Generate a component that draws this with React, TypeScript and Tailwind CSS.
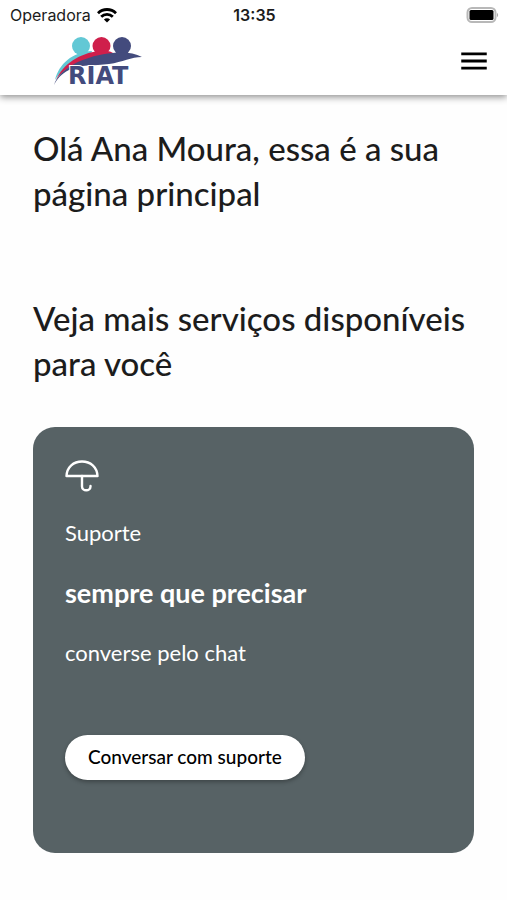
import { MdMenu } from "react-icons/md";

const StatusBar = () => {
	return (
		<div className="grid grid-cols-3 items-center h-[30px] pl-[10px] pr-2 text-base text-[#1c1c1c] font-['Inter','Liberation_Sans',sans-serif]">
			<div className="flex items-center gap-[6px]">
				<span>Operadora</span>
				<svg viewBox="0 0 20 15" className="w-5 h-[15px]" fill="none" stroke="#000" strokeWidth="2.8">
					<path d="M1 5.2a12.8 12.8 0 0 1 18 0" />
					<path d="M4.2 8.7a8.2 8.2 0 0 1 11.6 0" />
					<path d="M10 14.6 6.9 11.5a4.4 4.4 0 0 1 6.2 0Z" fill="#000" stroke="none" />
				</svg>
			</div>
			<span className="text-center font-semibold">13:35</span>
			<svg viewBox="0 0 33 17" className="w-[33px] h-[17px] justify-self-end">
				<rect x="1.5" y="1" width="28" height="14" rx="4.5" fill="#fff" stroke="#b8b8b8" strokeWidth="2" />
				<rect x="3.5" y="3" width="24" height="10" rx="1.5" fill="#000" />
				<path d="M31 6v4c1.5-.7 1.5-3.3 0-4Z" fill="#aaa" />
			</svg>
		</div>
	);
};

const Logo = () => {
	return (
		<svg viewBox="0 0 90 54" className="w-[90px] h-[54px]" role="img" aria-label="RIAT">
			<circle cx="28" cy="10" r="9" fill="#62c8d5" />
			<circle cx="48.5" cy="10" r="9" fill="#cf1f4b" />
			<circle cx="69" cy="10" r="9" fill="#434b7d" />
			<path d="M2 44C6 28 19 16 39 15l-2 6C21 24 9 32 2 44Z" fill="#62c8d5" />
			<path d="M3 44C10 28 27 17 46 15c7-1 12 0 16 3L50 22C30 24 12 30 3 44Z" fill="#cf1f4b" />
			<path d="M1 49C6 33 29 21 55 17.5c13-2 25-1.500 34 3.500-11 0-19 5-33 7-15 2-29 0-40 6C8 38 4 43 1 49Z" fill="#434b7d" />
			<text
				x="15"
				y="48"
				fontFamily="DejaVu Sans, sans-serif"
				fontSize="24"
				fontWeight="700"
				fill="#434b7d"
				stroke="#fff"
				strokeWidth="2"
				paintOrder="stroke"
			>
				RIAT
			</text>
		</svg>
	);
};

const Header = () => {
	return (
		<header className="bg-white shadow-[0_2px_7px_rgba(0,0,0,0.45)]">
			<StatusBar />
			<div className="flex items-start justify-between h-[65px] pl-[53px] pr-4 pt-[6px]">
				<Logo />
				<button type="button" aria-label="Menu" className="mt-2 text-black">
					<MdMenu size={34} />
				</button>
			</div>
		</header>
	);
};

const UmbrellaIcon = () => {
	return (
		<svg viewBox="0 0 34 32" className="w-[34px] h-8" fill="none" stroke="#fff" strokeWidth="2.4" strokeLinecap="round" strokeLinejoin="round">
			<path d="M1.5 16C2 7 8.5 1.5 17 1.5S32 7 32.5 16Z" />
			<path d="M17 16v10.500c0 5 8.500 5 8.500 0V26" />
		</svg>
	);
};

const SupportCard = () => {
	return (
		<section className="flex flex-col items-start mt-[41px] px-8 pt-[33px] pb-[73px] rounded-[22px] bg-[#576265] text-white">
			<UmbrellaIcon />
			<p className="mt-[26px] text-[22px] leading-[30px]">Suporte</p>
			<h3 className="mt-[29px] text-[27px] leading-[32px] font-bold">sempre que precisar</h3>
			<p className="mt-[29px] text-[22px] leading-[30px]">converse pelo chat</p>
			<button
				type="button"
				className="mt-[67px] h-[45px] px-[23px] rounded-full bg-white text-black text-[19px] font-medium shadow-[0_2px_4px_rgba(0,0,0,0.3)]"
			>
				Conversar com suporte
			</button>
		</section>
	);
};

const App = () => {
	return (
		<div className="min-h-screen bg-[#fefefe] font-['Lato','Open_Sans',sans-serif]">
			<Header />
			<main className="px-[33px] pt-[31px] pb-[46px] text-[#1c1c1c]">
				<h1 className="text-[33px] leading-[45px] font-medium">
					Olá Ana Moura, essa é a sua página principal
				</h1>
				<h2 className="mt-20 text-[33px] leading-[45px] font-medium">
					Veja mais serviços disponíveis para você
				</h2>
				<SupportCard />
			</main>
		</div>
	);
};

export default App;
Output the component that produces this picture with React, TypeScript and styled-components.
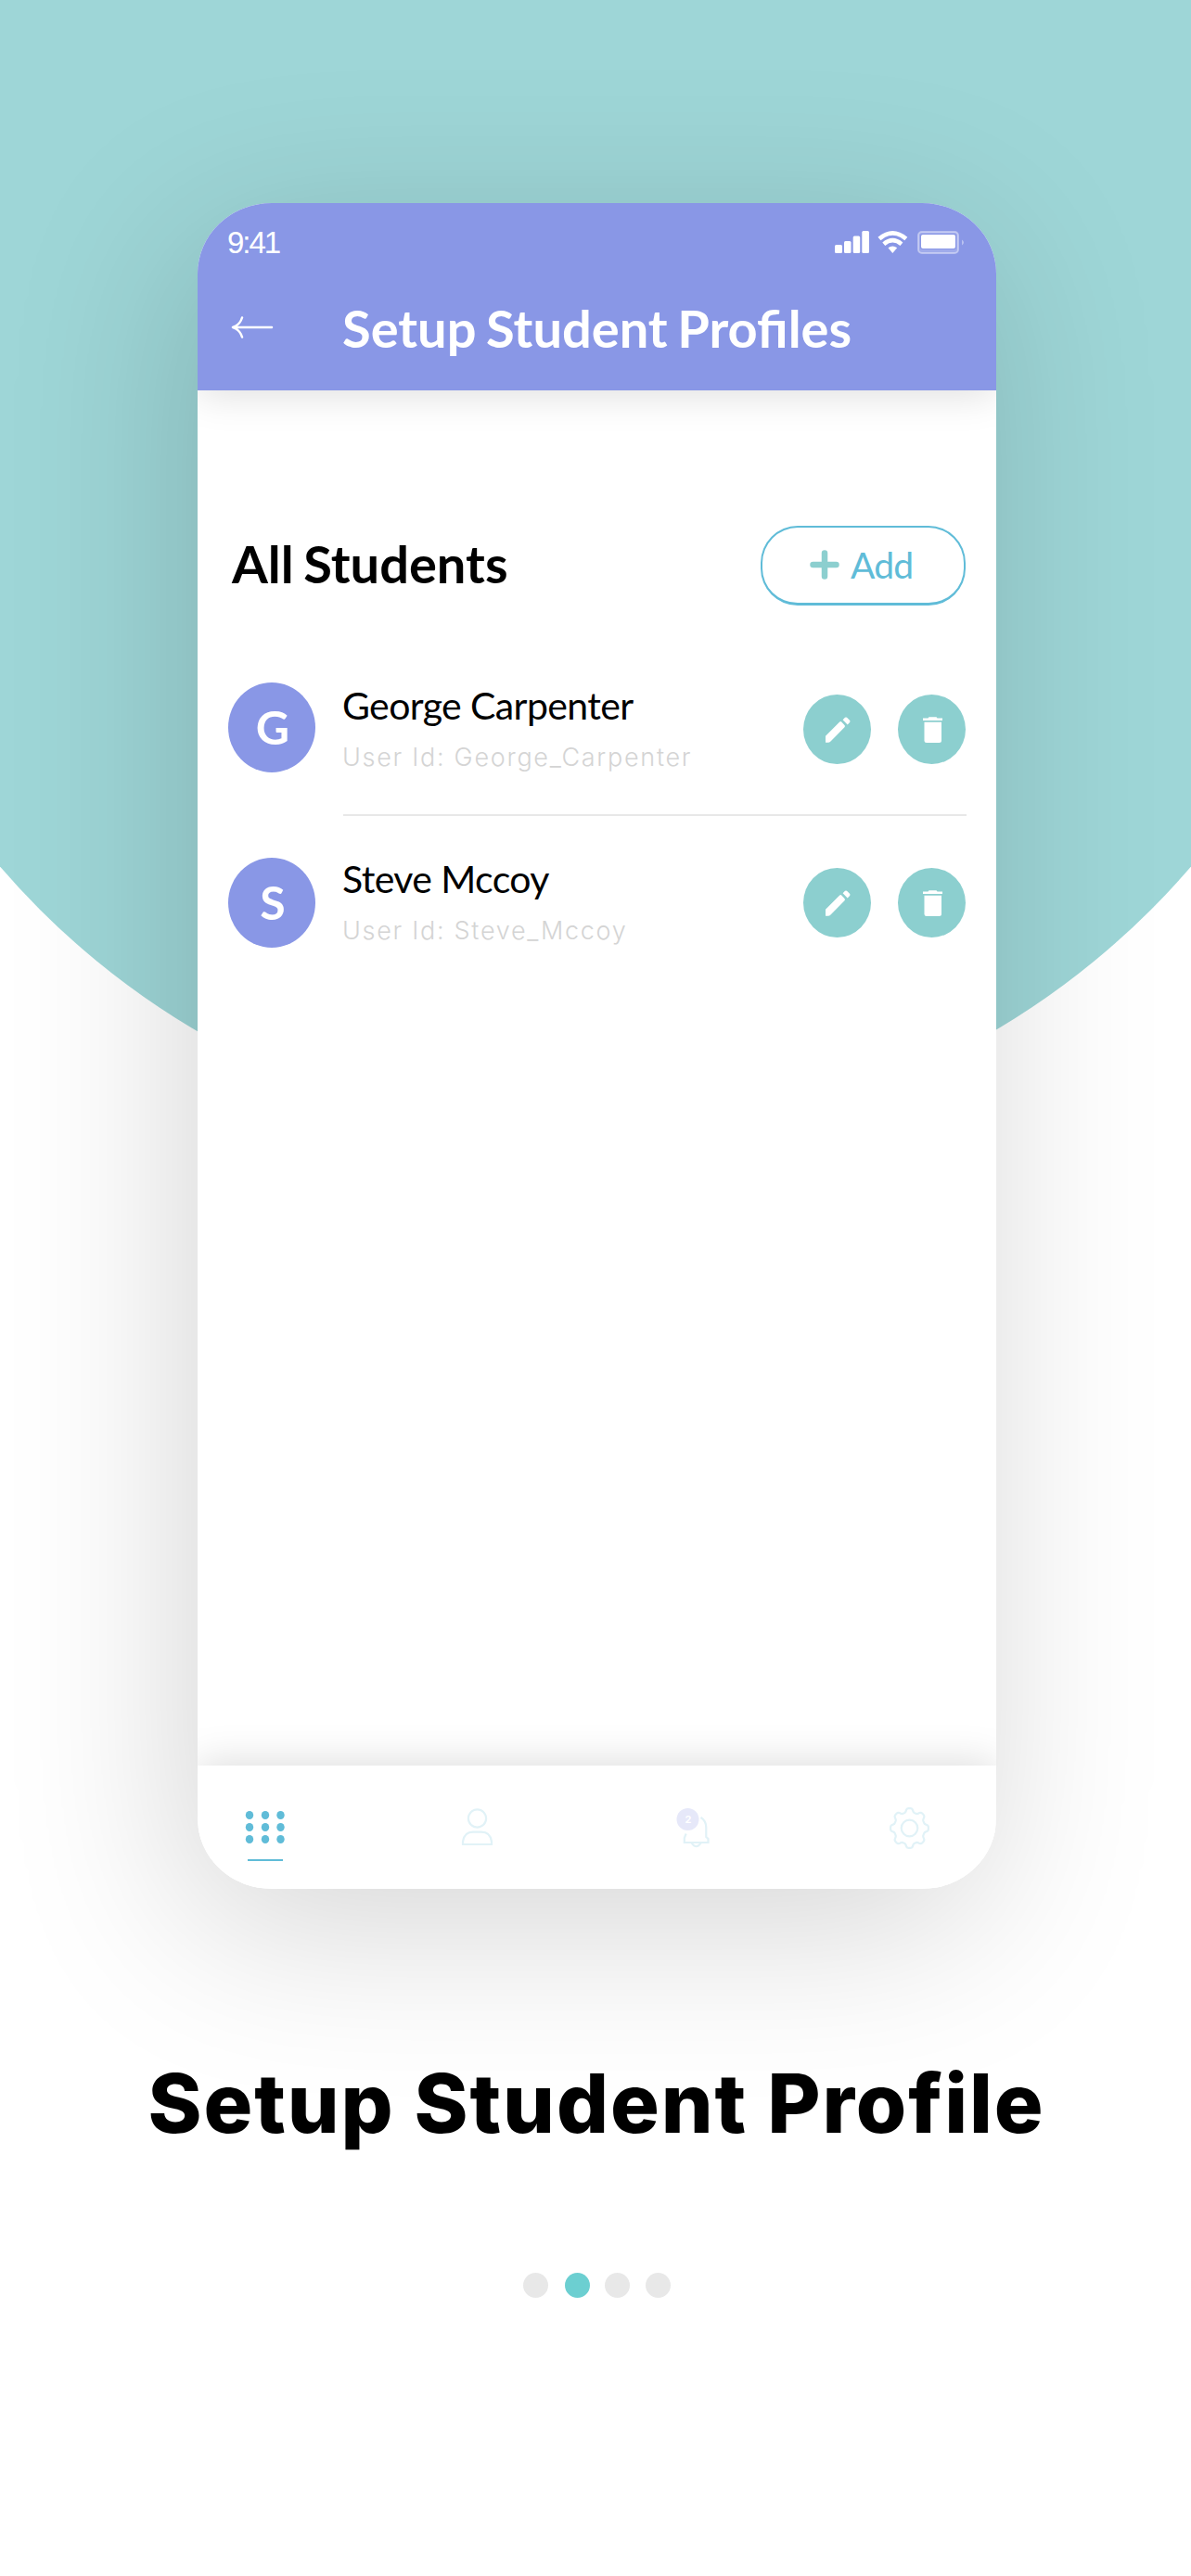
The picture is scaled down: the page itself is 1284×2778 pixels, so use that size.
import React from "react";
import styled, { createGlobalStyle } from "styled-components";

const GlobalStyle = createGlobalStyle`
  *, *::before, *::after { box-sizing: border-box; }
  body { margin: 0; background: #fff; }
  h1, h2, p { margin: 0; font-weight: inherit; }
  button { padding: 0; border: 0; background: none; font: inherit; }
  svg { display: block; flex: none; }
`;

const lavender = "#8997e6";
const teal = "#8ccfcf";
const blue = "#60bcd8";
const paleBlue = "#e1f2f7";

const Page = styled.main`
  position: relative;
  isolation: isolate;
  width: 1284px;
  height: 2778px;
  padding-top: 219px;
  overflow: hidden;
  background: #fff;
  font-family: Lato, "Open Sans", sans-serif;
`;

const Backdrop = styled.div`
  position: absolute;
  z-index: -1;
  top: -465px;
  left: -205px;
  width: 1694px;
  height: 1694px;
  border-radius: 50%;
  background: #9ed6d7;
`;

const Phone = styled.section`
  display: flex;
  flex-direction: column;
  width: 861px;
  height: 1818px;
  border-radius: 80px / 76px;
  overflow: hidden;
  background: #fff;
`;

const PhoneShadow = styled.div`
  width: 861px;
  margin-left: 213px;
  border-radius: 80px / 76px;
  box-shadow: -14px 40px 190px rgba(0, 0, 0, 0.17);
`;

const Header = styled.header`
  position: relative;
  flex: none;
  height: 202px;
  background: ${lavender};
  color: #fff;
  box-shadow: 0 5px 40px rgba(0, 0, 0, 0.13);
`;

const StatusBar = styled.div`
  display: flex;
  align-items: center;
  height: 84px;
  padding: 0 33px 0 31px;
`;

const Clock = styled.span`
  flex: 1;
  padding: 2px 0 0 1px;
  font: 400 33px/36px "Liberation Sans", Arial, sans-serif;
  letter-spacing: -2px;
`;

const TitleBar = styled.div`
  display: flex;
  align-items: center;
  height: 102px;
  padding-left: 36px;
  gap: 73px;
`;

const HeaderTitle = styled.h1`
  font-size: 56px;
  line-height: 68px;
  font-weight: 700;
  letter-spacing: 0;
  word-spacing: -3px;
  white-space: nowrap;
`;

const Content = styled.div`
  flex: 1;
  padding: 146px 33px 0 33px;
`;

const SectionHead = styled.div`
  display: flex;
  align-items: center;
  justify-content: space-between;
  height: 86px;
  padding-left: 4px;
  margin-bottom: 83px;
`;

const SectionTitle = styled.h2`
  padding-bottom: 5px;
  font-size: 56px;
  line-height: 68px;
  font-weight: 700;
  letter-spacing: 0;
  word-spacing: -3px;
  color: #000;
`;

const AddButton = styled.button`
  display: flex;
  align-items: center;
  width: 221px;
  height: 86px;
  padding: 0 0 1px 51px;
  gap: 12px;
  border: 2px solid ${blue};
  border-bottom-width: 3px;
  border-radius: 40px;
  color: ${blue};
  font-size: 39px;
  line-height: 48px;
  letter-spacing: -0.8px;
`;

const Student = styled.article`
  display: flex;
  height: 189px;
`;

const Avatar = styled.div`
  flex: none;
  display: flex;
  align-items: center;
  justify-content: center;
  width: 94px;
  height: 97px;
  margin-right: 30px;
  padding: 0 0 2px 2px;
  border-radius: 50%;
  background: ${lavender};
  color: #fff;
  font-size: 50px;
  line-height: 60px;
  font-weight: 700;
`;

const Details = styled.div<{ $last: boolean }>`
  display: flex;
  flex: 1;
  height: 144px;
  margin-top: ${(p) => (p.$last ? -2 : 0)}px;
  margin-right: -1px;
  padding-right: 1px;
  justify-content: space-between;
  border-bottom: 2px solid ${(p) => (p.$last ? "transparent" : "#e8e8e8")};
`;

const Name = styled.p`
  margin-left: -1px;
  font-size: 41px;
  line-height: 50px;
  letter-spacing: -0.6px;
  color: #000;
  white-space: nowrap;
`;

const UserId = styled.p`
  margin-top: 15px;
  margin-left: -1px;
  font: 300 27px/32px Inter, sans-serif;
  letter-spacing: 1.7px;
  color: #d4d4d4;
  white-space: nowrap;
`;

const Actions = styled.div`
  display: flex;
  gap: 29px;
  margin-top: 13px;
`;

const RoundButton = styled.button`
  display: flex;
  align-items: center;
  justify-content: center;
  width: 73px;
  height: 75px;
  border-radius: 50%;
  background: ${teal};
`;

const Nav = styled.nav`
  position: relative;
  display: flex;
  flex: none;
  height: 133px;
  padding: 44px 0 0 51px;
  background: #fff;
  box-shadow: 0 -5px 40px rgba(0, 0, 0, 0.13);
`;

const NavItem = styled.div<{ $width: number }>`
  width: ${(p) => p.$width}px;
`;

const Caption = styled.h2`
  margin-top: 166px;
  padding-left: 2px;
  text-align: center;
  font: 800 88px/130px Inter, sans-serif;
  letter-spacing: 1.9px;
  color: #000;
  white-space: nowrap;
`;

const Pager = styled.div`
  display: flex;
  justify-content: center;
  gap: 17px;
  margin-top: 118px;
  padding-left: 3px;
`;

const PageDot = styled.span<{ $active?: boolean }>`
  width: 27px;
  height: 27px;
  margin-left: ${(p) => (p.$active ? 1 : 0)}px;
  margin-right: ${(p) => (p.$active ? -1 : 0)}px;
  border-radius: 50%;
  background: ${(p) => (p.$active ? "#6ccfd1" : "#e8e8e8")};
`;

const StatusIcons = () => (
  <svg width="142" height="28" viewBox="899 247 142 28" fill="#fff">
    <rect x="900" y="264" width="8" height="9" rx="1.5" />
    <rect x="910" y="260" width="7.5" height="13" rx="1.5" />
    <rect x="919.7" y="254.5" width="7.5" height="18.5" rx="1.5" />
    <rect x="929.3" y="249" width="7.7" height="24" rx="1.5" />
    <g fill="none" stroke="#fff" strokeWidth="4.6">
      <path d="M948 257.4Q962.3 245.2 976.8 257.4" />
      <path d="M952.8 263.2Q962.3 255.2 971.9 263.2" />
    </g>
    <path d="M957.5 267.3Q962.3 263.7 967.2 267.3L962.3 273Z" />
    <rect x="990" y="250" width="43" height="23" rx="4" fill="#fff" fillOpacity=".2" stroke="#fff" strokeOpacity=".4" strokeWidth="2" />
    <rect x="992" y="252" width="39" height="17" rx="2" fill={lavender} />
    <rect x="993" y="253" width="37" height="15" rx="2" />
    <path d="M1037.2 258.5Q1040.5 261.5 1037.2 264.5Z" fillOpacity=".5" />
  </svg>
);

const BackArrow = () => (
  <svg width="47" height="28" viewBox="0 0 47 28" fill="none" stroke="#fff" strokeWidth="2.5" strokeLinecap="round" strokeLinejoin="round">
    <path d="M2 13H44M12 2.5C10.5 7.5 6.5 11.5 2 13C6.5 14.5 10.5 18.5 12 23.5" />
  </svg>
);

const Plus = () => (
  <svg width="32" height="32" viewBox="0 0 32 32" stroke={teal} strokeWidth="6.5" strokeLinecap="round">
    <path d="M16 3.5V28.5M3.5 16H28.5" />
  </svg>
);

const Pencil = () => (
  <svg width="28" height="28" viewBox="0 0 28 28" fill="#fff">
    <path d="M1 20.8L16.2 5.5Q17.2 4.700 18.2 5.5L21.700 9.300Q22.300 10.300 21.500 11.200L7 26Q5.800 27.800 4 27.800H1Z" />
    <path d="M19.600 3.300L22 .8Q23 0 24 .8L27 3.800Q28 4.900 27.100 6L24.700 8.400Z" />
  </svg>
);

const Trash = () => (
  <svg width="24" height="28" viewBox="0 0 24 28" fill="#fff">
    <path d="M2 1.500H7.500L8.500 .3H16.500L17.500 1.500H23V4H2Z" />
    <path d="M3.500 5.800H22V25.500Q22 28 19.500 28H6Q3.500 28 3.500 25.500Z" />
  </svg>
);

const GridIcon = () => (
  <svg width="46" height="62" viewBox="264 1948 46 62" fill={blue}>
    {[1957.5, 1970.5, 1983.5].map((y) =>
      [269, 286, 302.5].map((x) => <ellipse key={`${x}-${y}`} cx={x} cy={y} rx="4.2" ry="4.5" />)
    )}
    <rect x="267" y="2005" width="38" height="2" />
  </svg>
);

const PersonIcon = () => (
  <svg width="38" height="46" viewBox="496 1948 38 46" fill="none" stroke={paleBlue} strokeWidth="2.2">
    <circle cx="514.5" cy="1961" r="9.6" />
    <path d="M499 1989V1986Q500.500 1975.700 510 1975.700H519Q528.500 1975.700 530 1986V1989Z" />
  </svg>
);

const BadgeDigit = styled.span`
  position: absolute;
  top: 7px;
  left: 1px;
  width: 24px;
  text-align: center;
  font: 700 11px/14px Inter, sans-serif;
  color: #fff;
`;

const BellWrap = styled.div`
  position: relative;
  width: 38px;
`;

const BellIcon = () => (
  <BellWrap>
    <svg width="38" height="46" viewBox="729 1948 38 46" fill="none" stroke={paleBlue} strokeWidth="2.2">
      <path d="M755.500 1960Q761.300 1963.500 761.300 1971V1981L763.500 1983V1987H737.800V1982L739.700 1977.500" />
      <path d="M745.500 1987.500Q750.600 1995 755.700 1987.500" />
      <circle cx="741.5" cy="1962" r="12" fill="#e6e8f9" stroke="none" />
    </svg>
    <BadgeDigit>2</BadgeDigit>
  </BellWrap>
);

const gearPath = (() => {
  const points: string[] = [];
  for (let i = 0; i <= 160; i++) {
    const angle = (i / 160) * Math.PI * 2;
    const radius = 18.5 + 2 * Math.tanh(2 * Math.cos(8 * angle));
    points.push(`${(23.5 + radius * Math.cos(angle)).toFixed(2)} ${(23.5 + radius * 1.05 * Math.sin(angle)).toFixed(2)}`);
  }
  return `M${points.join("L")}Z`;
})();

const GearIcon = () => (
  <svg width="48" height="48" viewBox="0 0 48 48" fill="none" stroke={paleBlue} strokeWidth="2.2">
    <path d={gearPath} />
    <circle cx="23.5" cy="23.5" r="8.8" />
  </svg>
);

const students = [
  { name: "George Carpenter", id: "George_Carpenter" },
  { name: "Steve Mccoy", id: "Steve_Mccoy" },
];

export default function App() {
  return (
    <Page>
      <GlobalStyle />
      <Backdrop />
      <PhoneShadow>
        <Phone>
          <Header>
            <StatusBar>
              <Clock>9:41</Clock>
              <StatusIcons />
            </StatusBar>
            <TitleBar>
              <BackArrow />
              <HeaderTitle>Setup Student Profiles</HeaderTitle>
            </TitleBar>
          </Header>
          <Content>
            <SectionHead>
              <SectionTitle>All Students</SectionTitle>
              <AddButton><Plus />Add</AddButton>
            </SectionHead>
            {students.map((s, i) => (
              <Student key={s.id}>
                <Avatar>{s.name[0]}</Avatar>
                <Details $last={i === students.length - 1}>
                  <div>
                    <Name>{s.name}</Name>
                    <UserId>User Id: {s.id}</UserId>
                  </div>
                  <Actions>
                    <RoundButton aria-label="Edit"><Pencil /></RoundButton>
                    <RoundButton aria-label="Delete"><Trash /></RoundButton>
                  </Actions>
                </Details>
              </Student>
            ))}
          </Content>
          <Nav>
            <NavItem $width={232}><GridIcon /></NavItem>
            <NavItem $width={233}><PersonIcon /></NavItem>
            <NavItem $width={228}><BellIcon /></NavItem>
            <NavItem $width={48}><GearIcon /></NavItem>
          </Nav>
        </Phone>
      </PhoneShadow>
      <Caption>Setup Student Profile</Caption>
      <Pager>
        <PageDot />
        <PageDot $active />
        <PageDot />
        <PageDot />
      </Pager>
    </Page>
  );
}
· · · · ·
§ **WRITTEN INSTRUCTION**: Gather each line of the records holding the string "with".

§ **RESPONSE FOR THIS EXERCISE**:
Generate a component that draws this with React, TypeScript and Tailwind CSS.
Output the component that produces this picture with React, TypeScript and styled-components.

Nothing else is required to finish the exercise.